DATASET CONTENT:
****

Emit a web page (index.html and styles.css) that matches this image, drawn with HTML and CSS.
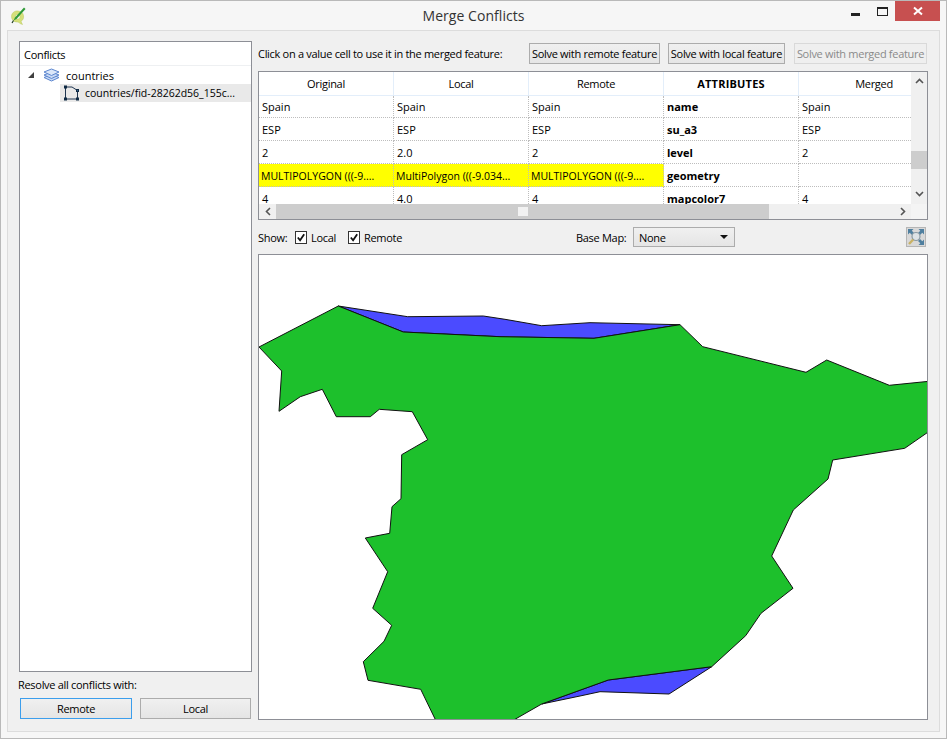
FILE: index.html
```html
<!DOCTYPE html>
<html lang="en">
<head>
<meta charset="utf-8">
<title>Merge Conflicts</title>
<link rel="stylesheet" href="styles.css">
</head>
<body>
<div class="window">
  <header class="titlebar">
    <svg class="app-icon" viewBox="0 0 16 18" width="16" height="18">
      <path d="M8 4C4.500 3.500 1.500 6 1.500 9.500 1.500 13 4 15 7 15c1.500 0 2 .5 3 1.500l2.500 1 -1.500-3c2-1.500 3-3.500 2.500-6C13 5.500 11 4.500 8 4zM7.500 7.500c2 0 2.500 1 2.500 2.500s-1 2-2.500 2S5.500 11 5.500 9.500 6 7.500 7.500 7.500z" fill="#d5e07a" stroke="#b9c75e" stroke-width=".5"/>
      <path d="M14 0.500 15.500 2 6.500 12 3.500 13.500 5 10.500z" fill="#2f9a37"/>
      <path d="M3.500 13.500 2 16" stroke="#1c3d1e" stroke-width="1.200"/>
    </svg>
    <div class="title">Merge Conflicts</div>
    <div class="controls">
      <span class="ctl-min"></span>
      <span class="ctl-max"></span>
      <span class="ctl-close">
        <svg viewBox="0 0 10 10" width="10" height="10"><path d="M1 1.500 9 8.500M9 1.500 1 8.500" stroke="#fff" stroke-width="2"/></svg>
      </span>
    </div>
  </header>

  <main class="panel">
    <aside class="left">
      <section class="tree">
        <div class="tree-head">Conflicts</div>
        <div class="tree-row">
          <span class="twist"></span>
          <svg class="layer-icon" viewBox="0 0 17 14" width="17" height="14">
            <path d="M8.500 6.500 16 9.500 8.500 13 1 9.500z" fill="#c9daf5" stroke="#5c86cf"/>
            <path d="M8.500 4 16 7 8.500 10.500 1 7z" fill="#c9daf5" stroke="#5c86cf"/>
            <path d="M8.500 1 16 4 8.500 7.500 1 4z" fill="#dbe7f9" stroke="#5c86cf"/>
          </svg>
          <span>countries</span>
        </div>
        <div class="tree-row child">
          <div class="child-sel">
            <svg class="poly-icon" viewBox="0 0 17 16" width="17" height="16">
              <path d="M2.500 2H9L14.500 5.500V14H2.500z" fill="none" stroke="#1f3550"/>
              <g fill="#2f5f8f" stroke="#0f2a44">
                <rect x="1.500" y="1" width="2" height="2"/>
                <rect x="13.500" y="4.500" width="2" height="2"/>
                <rect x="13.500" y="13" width="2" height="2"/>
                <rect x="1.500" y="13" width="2" height="2"/>
              </g>
            </svg>
            <span>countries/fid-28262d56_155c...</span>
          </div>
        </div>
      </section>
      <div class="resolve-label">Resolve all conflicts with:</div>
      <div class="resolve-buttons">
        <button class="btn focus">Remote</button>
        <button class="btn">Local</button>
      </div>
    </aside>

    <section class="right">
      <div class="toolbar">
        <span class="hint">Click on a value cell to use it in the merged feature:</span>
        <button class="btn solve-remote">Solve with remote feature</button>
        <button class="btn solve-local">Solve with local feature</button>
        <button class="btn solve-merged" disabled>Solve with merged feature</button>
      </div>

      <div class="table-box">
        <div class="table-top">
          <div class="grid-clip">
            <div class="grid">
              <div class="th">Original</div><div class="th">Local</div><div class="th">Remote</div><div class="th strong">ATTRIBUTES</div><div class="th last">Merged</div>
              <div class="td">Spain</div><div class="td">Spain</div><div class="td">Spain</div><div class="td strong">name</div><div class="td">Spain</div>
              <div class="td">ESP</div><div class="td">ESP</div><div class="td">ESP</div><div class="td strong">su_a3</div><div class="td">ESP</div>
              <div class="td">2</div><div class="td">2.0</div><div class="td">2</div><div class="td strong">level</div><div class="td">2</div>
              <div class="td hl">MULTIPOLYGON (((-9....</div><div class="td hl">MultiPolygon (((-9.034...</div><div class="td hl">MULTIPOLYGON (((-9....</div><div class="td strong">geometry</div><div class="td"></div>
              <div class="td">4</div><div class="td">4.0</div><div class="td">4</div><div class="td strong">mapcolor7</div><div class="td">4</div>
            </div>
          </div>
          <div class="vscroll">
            <svg viewBox="0 0 9 6" width="9" height="6"><path d="M1 5 4.500 1.500 8 5" fill="none" stroke="#555" stroke-width="1.600"/></svg>
            <div class="vthumb"></div>
            <svg class="down" viewBox="0 0 9 6" width="9" height="6"><path d="M1 1 4.500 4.500 8 1" fill="none" stroke="#555" stroke-width="1.600"/></svg>
          </div>
        </div>
        <div class="hscroll">
          <svg class="arrow-l" viewBox="0 0 6 9" width="6" height="9"><path d="M5 1 1.500 4.500 5 8" fill="none" stroke="#555" stroke-width="1.600"/></svg>
          <div class="hthumb"><span class="grip"></span></div>
          <svg class="arrow-r" viewBox="0 0 6 9" width="6" height="9"><path d="M1 1 4.500 4.500 1 8" fill="none" stroke="#555" stroke-width="1.600"/></svg>
          <div class="corner"></div>
        </div>
      </div>

      <div class="options">
        <span class="show">Show:</span>
        <label class="check first"><span class="box"><svg viewBox="0 0 11 11" width="11" height="11"><path d="M2 5.500 4.500 8.500 9 2" fill="none" stroke="#111" stroke-width="2"/></svg></span>Local</label>
        <label class="check second"><span class="box"><svg viewBox="0 0 11 11" width="11" height="11"><path d="M2 5.500 4.500 8.500 9 2" fill="none" stroke="#111" stroke-width="2"/></svg></span>Remote</label>
        <span class="basemap">Base Map:</span>
        <div class="combo"><span>None</span><span class="caret"></span></div>
        <button class="zoom-btn" aria-label="Zoom full">
          <svg viewBox="0 0 18 18" width="18" height="18">
            <g fill="#4f7f9f">
              <path d="M1 1H6.500L4.800 2.700 7 5 5 7 2.700 4.800 1 6.500z"/>
              <path d="M17 1V6.500L15.300 4.800 13 7 11 5 13.300 2.700 11.500 1z"/>
              <path d="M17 17H11.500L13.300 15.300 11 13 13 11 15.300 13.300 17 11.500z"/>
            </g>
            <circle cx="9" cy="8.500" r="4" fill="#dde3e6" stroke="#8b9aa3" stroke-width="1.200"/>
            <path d="M6.200 11.500 2 16" stroke="#c9b265" stroke-width="2.400"/>
          </svg>
        </button>
      </div>

      <div class="map">
        <svg viewBox="259 255 668 464" width="668" height="464">
          <polygon class="diff" points="338.300,306 407.700,316.700 483.300,316 505,319.300 541.700,325.700 590,322.700 680,324.700 594,338.300 500,336.700 403.300,332"/>
          <polygon class="diff" points="711.700,666.700 669,694 600,691.700 580,696 541.700,704 608.300,680"/>
          <polygon class="land" points="259,347 338.300,306 403.300,332 500,336.700 594,338.300 680,324.700 702.700,346.700 806,372.300 826.700,360 889.300,385.300 935,380.700 935,427.300 904.700,448.300 832.700,460 828,479 793.300,510 771.700,556 793,588.300 761,613.300 745.700,635.700 711.700,666.700 608.300,680 541.700,704 505,725 438,725 420.700,689.300 368,680.300 363.300,661.700 384,641.300 391.700,625.300 372.700,608.300 387.700,571.700 365.300,538 389.700,533.300 392,506.700 401,498.700 401.700,454.700 427.700,439.700 412.300,411.700 379.300,409.300 370.300,416.700 336.300,416.700 322.300,389.300 300.300,396.700 279,411.300 281.700,371"/>
        </svg>
      </div>
    </section>
  </main>
</div>
</body>
</html>
```

FILE: styles.css
```css
* { box-sizing: border-box; }

html, body {
  margin: 0;
  padding: 0;
  background: #f5f5f5;
}

body {
  font-family: "Open Sans", "Noto Sans", "Liberation Sans", sans-serif;
  font-size: 11px;
  letter-spacing: -0.3px;
  color: #000;
}

.window {
  width: 947px;
  height: 739px;
  border: 1px solid #b9b9b9;
  background: #f6f6f6;
  display: flex;
  flex-direction: column;
  padding: 0 6px 6px;
}

/* Title bar */
.titlebar {
  height: 29px;
  flex: none;
  display: flex;
  align-items: flex-start;
  position: relative;
}

.app-icon {
  margin: 6px 0 0 3px;
}

.title {
  position: absolute;
  left: 0;
  right: 0;
  top: 5px;
  text-align: center;
  font-size: 14px;
  line-height: 20px;
  letter-spacing: 0.05px;
  color: #333;
}

.controls {
  margin-left: auto;
  display: flex;
  align-items: flex-start;
}

.ctl-min {
  width: 9px;
  height: 3px;
  margin: 12px 17px 0 0;
  background: #222;
}

.ctl-max {
  width: 11px;
  height: 9px;
  margin: 6px 7px 0 0;
  border: 1px solid #222;
  border-top-width: 2px;
}

.ctl-close {
  width: 45px;
  height: 20px;
  background: #c75050;
  display: flex;
  align-items: center;
  justify-content: center;
}

/* Main panel */
.panel {
  flex: 1;
  min-height: 0;
  border: 1px solid #dcdcdc;
  background: #f0f0f0;
  display: flex;
  gap: 6px;
  padding: 10px 11px 11px;
}

.left {
  width: 233px;
  flex: none;
  display: flex;
  flex-direction: column;
}

.tree {
  flex: 1;
  border: 1px solid #8d8f96;
  background: #fff;
}

.tree-head {
  height: 24px;
  padding-left: 4px;
  line-height: 26px;
  border-bottom: 1px solid #eef0f2;
}

.tree-row {
  height: 18px;
  display: flex;
  align-items: center;
  letter-spacing: 0;
}

.twist {
  width: 0;
  height: 0;
  margin-left: 8px;
  border-style: solid;
  border-width: 0 0 6px 6px;
  border-color: transparent transparent #404040 transparent;
}

.layer-icon {
  margin: 0 6px 0 9px;
}

.child {
  padding-left: 40px;
}

.child-sel {
  flex: 1;
  height: 18px;
  background: #e9e9e9;
  display: flex;
  align-items: center;
  gap: 5px;
  padding-left: 3px;
  font-size: 10.500px;
  white-space: nowrap;
}

.resolve-label {
  height: 26px;
  line-height: 26px;
  margin-left: -1px;
}

.resolve-buttons {
  display: flex;
  gap: 8px;
  padding: 0 1px 1px 1px;
}

.btn {
  height: 21px;
  padding: 0;
  font: inherit;
  letter-spacing: -0.3px;
  color: #000;
  border: 1px solid #acacac;
  background: linear-gradient(#f0f0f0, #e5e5e5);
  white-space: nowrap;
}

.resolve-buttons .btn {
  width: 111px;
}

.resolve-buttons .focus {
  width: 112px;
  border-color: #3c9eec;
}

/* Right column */
.right {
  flex: 1;
  min-width: 0;
  display: flex;
  flex-direction: column;
  gap: 7px;
}

.toolbar {
  height: 23px;
  flex: none;
  padding-top: 2px;
  display: flex;
  align-items: center;
}

.hint {
  margin-right: auto;
}

.solve-remote {
  width: 131px;
}

.solve-local {
  width: 117px;
  margin-left: 8px;
}

.solve-merged {
  width: 133px;
  margin: 0 1px 0 9px;
  color: #8a8a8a;
  border-color: #d9d9d9;
  background: #efefef;
}

.table-box {
  height: 149px;
  flex: none;
  border: 1px solid #8d8f96;
  background: #fff;
  display: flex;
  flex-direction: column;
}

.table-top {
  flex: 1;
  min-height: 0;
  display: flex;
}

.grid-clip {
  width: 652px;
  overflow: hidden;
}

.grid {
  width: 690px;
  display: grid;
  grid-template-columns: 135px 135px 135px 135px 150px;
  grid-template-rows: 24px 22px repeat(4, 23px);
}

.th {
  display: flex;
  align-items: center;
  justify-content: center;
  background: #fff;
  border-right: 1px solid #e3eefa;
  border-bottom: 1px solid #e3eefa;
}

.th.last {
  border-right: 0;
}

.th.strong {
  letter-spacing: 0.2px;
}

.td {
  display: flex;
  align-items: center;
  padding-left: 3px;
  white-space: nowrap;
  overflow: hidden;
  letter-spacing: 0;
  border-right: 1px dotted #bdbdbd;
  border-bottom: 1px dotted #bdbdbd;
}

.hl {
  background: #ff0;
  font-size: 10.500px;
  padding: 1px 0 0 2px;
}

.strong {
  font-weight: 700;
}

.vscroll {
  width: 16px;
  flex: none;
  background: #f0f0f0;
  display: flex;
  flex-direction: column;
  align-items: center;
  padding-top: 6px;
}

.vthumb {
  width: 16px;
  height: 18px;
  margin-top: 67px;
  background: #cdcdcd;
}

.vscroll .down {
  margin-top: 22px;
}

.hscroll {
  height: 15px;
  flex: none;
  background: #f0f0f0;
  display: flex;
  align-items: center;
}

.arrow-l {
  margin: 0 5px 0 6px;
  flex: none;
}

.hthumb {
  width: 493px;
  height: 15px;
  background: #cdcdcd;
  display: flex;
  align-items: center;
  justify-content: center;
  flex: none;
}

.grip {
  width: 10px;
  height: 9px;
  background: #f2f2f2;
}

.arrow-r {
  margin-left: 131px;
  flex: none;
}

.corner {
  width: 16px;
  height: 15px;
  margin-left: auto;
  background: #f4f4f4;
}

/* Options row */
.options {
  height: 20px;
  flex: none;
  display: flex;
  align-items: center;
}

.show {
  width: 37px;
}

.check {
  display: flex;
  align-items: center;
  gap: 4px;
}

.check.first {
  width: 53px;
}

.check.second {
  width: 70px;
}

.box {
  width: 12px;
  height: 13px;
  border: 1px solid #333;
  background: #fff;
  display: flex;
  align-items: center;
  justify-content: center;
}

.basemap {
  width: 57px;
  margin-left: 158px;
}

.combo {
  width: 102px;
  height: 20px;
  padding: 0 4px 0 5px;
  border: 1px solid #acacac;
  background: linear-gradient(#f0f0f0, #e5e5e5);
  display: flex;
  align-items: center;
  justify-content: space-between;
}

.caret {
  width: 0;
  height: 0;
  margin-right: 2px;
  border-style: solid;
  border-width: 4px 4px 0 4px;
  border-color: #111 transparent transparent transparent;
}

.zoom-btn {
  width: 20px;
  height: 20px;
  margin-left: auto;
  margin-right: 2px;
  padding: 0;
  border: 1px solid #b5b5b5;
  background: #d9d9d9;
}

.zoom-btn svg {
  display: block;
}

/* Map canvas */
.map {
  flex: 1;
  min-height: 0;
  border: 1px solid #8d8f96;
  background: #fff;
  overflow: hidden;
}

.map svg {
  display: block;
}

.land {
  fill: #1dc02c;
  stroke: #111;
  stroke-width: 1;
}

.diff {
  fill: #4b4bff;
  stroke: #111;
  stroke-width: 1;
}
```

****

EXERCISE PROMPT: Return each line of the listing that holds the string "with".

FINISHED ANSWER:
Emit a web page (index.html and styles.css) that matches this image, drawn with HTML and CSS.
      <div class="resolve-label">Resolve all conflicts with:</div>
        <button class="btn solve-remote">Solve with remote feature</button>
        <button class="btn solve-local">Solve with local feature</button>
        <button class="btn solve-merged" disabled>Solve with merged feature</button>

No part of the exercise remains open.